━━ Dataset section ━━

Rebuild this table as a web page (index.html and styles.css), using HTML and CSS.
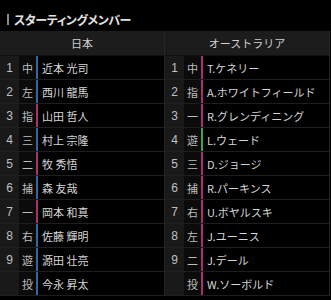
FILE: index.html
```html
<!DOCTYPE html>
<html lang="ja">
<head>
<meta charset="utf-8">
<link rel="stylesheet" href="styles.css">
</head>
<body>
<div class="title"><span class="title-bar"></span><span class="title-text">スターティングメンバー</span></div>
<div class="tables">
  <div class="team">
    <div class="head">日本</div>
    <div class="row"><span class="num">1</span><span class="pos">中</span><span class="name r">近本 光司</span></div>
    <div class="row"><span class="num">2</span><span class="pos">左</span><span class="name r">西川 龍馬</span></div>
    <div class="row"><span class="num">3</span><span class="pos">指</span><span class="name l">山田 哲人</span></div>
    <div class="row"><span class="num">4</span><span class="pos">三</span><span class="name r">村上 宗隆</span></div>
    <div class="row"><span class="num">5</span><span class="pos">二</span><span class="name l">牧 秀悟</span></div>
    <div class="row"><span class="num">6</span><span class="pos">捕</span><span class="name r">森 友哉</span></div>
    <div class="row"><span class="num">7</span><span class="pos">一</span><span class="name l">岡本 和真</span></div>
    <div class="row"><span class="num">8</span><span class="pos">右</span><span class="name r">佐藤 輝明</span></div>
    <div class="row"><span class="num">9</span><span class="pos">遊</span><span class="name r">源田 壮亮</span></div>
    <div class="row"><span class="num"></span><span class="pos">投</span><span class="name r">今永 昇太</span></div>
  </div>
  <div class="team">
    <div class="head">オーストラリア</div>
    <div class="row"><span class="num">1</span><span class="pos">中</span><span class="name l">T.ケネリー</span></div>
    <div class="row"><span class="num">2</span><span class="pos">指</span><span class="name l">A.ホワイトフィールド</span></div>
    <div class="row"><span class="num">3</span><span class="pos">一</span><span class="name l">R.グレンディニング</span></div>
    <div class="row"><span class="num">4</span><span class="pos">遊</span><span class="name s">L.ウェード</span></div>
    <div class="row"><span class="num">5</span><span class="pos">三</span><span class="name l">D.ジョージ</span></div>
    <div class="row"><span class="num">6</span><span class="pos">捕</span><span class="name l">R.パーキンス</span></div>
    <div class="row"><span class="num">7</span><span class="pos">右</span><span class="name l">U.ボヤルスキ</span></div>
    <div class="row"><span class="num">8</span><span class="pos">左</span><span class="name l">J.ユーニス</span></div>
    <div class="row"><span class="num">9</span><span class="pos">二</span><span class="name l">J.デール</span></div>
    <div class="row"><span class="num"></span><span class="pos">投</span><span class="name l">W.ソーボルド</span></div>
  </div>
</div>
</body>
</html>
```
FILE: styles.css
```css
html, body {
  margin: 0;
  padding: 0;
  background: #000;
}
body {
  width: 331px;
  height: 300px;
  overflow: hidden;
  font-family: "Noto Sans CJK JP", "Noto Sans", sans-serif;
  color: #d0d0d0;
}
.title {
  height: 31px;
  display: flex;
  align-items: center;
  padding-left: 7px;
  box-sizing: border-box;
  padding-top: 8px;
}
.title-bar {
  width: 2px;
  height: 11px;
  background: #8a8a8a;
  margin-right: 5px;
}
.title-text {
  font-size: 12px;
  font-weight: bold;
  color: #e2e2e2;
  font-feature-settings: "palt";
  letter-spacing: -0.4px;
}
.tables {
  display: grid;
  grid-template-columns: 165px 165px;
}
.team {
  border-right: 1px solid #262626;
}
.head {
  height: 24px;
  background: #1c1c1c;
  border-bottom: 1px solid #101010;
  display: flex;
  align-items: center;
  justify-content: center;
  font-size: 11px;
  color: #cfcfcf;
}
.row {
  height: 23px;
  display: flex;
  border-bottom: 1px solid #1e1e1e;
  font-size: 11px;
}
.num {
  width: 19px;
  flex: none;
  background: #191919;
  display: flex;
  align-items: center;
  justify-content: center;
  color: #c0c0c0;
  font-family: "Liberation Sans", "Noto Sans", sans-serif;
  font-size: 12px;
}
.pos {
  width: 17px;
  flex: none;
  background: #0b0b0b;
  display: flex;
  align-items: center;
  justify-content: center;
  color: #bdbdbd;
}
.name {
  flex: 1;
  display: flex;
  align-items: center;
  padding-left: 4px;
  border-left: 2px solid #2a5f94;
  color: #d6d6d6;
  white-space: nowrap;
}
.name.r { border-left-color: #2d6aa2; }
.name.l { border-left-color: #a8306e; }
.name.s { border-left-color: #3fa35a; }
```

━━━

## Task goal
Show the lines of the data that hold the word "index".

## The response
Rebuild this table as a web page (index.html and styles.css), using HTML and CSS.
FILE: index.html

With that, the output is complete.